■ **WHAT IS ASKED**: Your task is to copy the listing exactly. Drop any pictures from the copy.

■ **DATA**:
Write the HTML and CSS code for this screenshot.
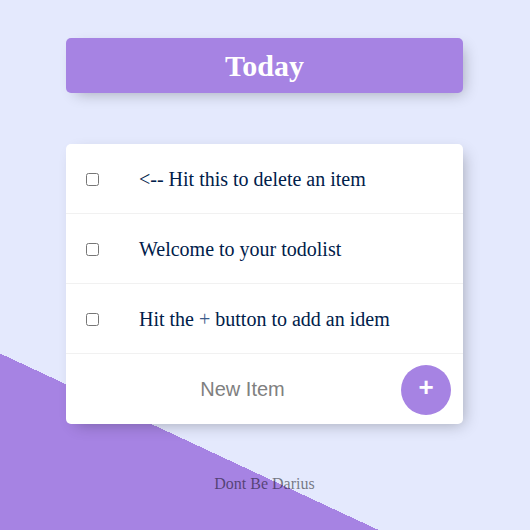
FILE: index.html
```html
<!DOCTYPE html>
<html lang="en">
<head>
<meta charset="utf-8">
<title>To Do List</title>
<link rel="stylesheet" href="styles.css">
</head>
<body>
<main class="page">
  <div class="heading">
    <h1 class="heading-title">Today</h1>
  </div>
  <div class="card">
    <div class="item">
      <input class="check" type="checkbox">
      <p class="item-text">&lt;-- Hit this to delete an item</p>
    </div>
    <div class="item">
      <input class="check" type="checkbox">
      <p class="item-text">Welcome to your todolist</p>
    </div>
    <div class="item">
      <input class="check" type="checkbox">
      <p class="item-text">Hit the <span class="plus-word">+</span> button to add an idem</p>
    </div>
    <form class="item item-form">
      <input class="new-item" type="text" name="newItem" placeholder="New Item" autocomplete="off">
      <button class="add-btn" type="button">+</button>
    </form>
  </div>
  <footer class="footer">Dont Be Darius</footer>
</main>
</body>
</html>
```
FILE: styles.css
```css
html, body {
  margin: 0;
  padding: 0;
}
body {
  min-height: 530px;
  background-color: #E4E9FD;
  background-image: linear-gradient(25deg, #A683E3 160px, #E4E9FD 160px);
  font-family: "Liberation Serif", "Times New Roman", serif;
}
.page {
  padding-top: 38px;
  padding-right: 1px;
}
.heading {
  width: 397px;
  margin: 0 auto;
  background-color: #A683E3;
  border-radius: 5px;
  box-shadow: 5px 5px 15px -5px rgba(0, 0, 0, 0.3);
  text-align: center;
}
.heading-title {
  margin: 0;
  padding: 10px;
  color: #fff;
  font-size: 30px;
  font-weight: bold;
  line-height: 35px;
}
.card {
  width: 397px;
  margin: 51px auto 0;
  background: #fff;
  border-radius: 5px;
  box-shadow: 5px 5px 15px -5px rgba(0, 0, 0, 0.3);
}
.item {
  box-sizing: border-box;
  height: 70px;
  display: flex;
  align-items: center;
  border-bottom: 1px solid #F1F1F1;
}
.item:last-child {
  border-bottom: 0;
}
.check {
  margin: 1px 20px 0;
  width: 13px;
  height: 13px;
  flex: none;
}
.item-text {
  margin: 0;
  padding: 21px 20px 19px;
  font-size: 20px;
  color: #00204a;
}
.plus-word {
  color: #3a5a8a;
}
.item-form {
  margin: 0;
  padding-left: 20px;
  gap: 2px;
}
.new-item {
  width: 313px;
  height: 60px;
  padding: 0;
  border: none;
  background: transparent;
  text-align: center;
  font-family: "Liberation Sans", Arial, sans-serif;
  font-size: 20px;
  color: #333;
}
.new-item::placeholder {
  color: grey;
  opacity: 1;
}
.new-item:focus {
  outline: none;
}
.add-btn {
  width: 50px;
  height: 50px;
  padding: 0 0 6px;
  border: 0;
  border-radius: 50%;
  background-color: #A683E3;
  color: #fff;
  font-family: "Liberation Sans", Arial, sans-serif;
  font-size: 26px;
  font-weight: bold;
  line-height: 44px;
  margin-top: 1px;
}
.footer {
  padding-top: 51px;
  text-align: center;
  color: rgba(0, 0, 0, 0.5);
  font-size: 16px;
}
```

■ **FINISHED ANSWER**:
Write the HTML and CSS code for this screenshot.
FILE: index.html
```html
<!DOCTYPE html>
<html lang="en">
<head>
<meta charset="utf-8">
<title>To Do List</title>
<link rel="stylesheet" href="styles.css">
</head>
<body>
<main class="page">
  <div class="heading">
    <h1 class="heading-title">Today</h1>
  </div>
  <div class="card">
    <div class="item">
      <input class="check" type="checkbox">
      <p class="item-text">&lt;-- Hit this to delete an item</p>
    </div>
    <div class="item">
      <input class="check" type="checkbox">
      <p class="item-text">Welcome to your todolist</p>
    </div>
    <div class="item">
      <input class="check" type="checkbox">
      <p class="item-text">Hit the <span class="plus-word">+</span> button to add an idem</p>
    </div>
    <form class="item item-form">
      <input class="new-item" type="text" name="newItem" placeholder="New Item" autocomplete="off">
      <button class="add-btn" type="button">+</button>
    </form>
  </div>
  <footer class="footer">Dont Be Darius</footer>
</main>
</body>
</html>
```
FILE: styles.css
```css
html, body {
  margin: 0;
  padding: 0;
}
body {
  min-height: 530px;
  background-color: #E4E9FD;
  background-image: linear-gradient(25deg, #A683E3 160px, #E4E9FD 160px);
  font-family: "Liberation Serif", "Times New Roman", serif;
}
.page {
  padding-top: 38px;
  padding-right: 1px;
}
.heading {
  width: 397px;
  margin: 0 auto;
  background-color: #A683E3;
  border-radius: 5px;
  box-shadow: 5px 5px 15px -5px rgba(0, 0, 0, 0.3);
  text-align: center;
}
.heading-title {
  margin: 0;
  padding: 10px;
  color: #fff;
  font-size: 30px;
  font-weight: bold;
  line-height: 35px;
}
.card {
  width: 397px;
  margin: 51px auto 0;
  background: #fff;
  border-radius: 5px;
  box-shadow: 5px 5px 15px -5px rgba(0, 0, 0, 0.3);
}
.item {
  box-sizing: border-box;
  height: 70px;
  display: flex;
  align-items: center;
  border-bottom: 1px solid #F1F1F1;
}
.item:last-child {
  border-bottom: 0;
}
.check {
  margin: 1px 20px 0;
  width: 13px;
  height: 13px;
  flex: none;
}
.item-text {
  margin: 0;
  padding: 21px 20px 19px;
  font-size: 20px;
  color: #00204a;
}
.plus-word {
  color: #3a5a8a;
}
.item-form {
  margin: 0;
  padding-left: 20px;
  gap: 2px;
}
.new-item {
  width: 313px;
  height: 60px;
  padding: 0;
  border: none;
  background: transparent;
  text-align: center;
  font-family: "Liberation Sans", Arial, sans-serif;
  font-size: 20px;
  color: #333;
}
.new-item::placeholder {
  color: grey;
  opacity: 1;
}
.new-item:focus {
  outline: none;
}
.add-btn {
  width: 50px;
  height: 50px;
  padding: 0 0 6px;
  border: 0;
  border-radius: 50%;
  background-color: #A683E3;
  color: #fff;
  font-family: "Liberation Sans", Arial, sans-serif;
  font-size: 26px;
  font-weight: bold;
  line-height: 44px;
  margin-top: 1px;
}
.footer {
  padding-top: 51px;
  text-align: center;
  color: rgba(0, 0, 0, 0.5);
  font-size: 16px;
}
```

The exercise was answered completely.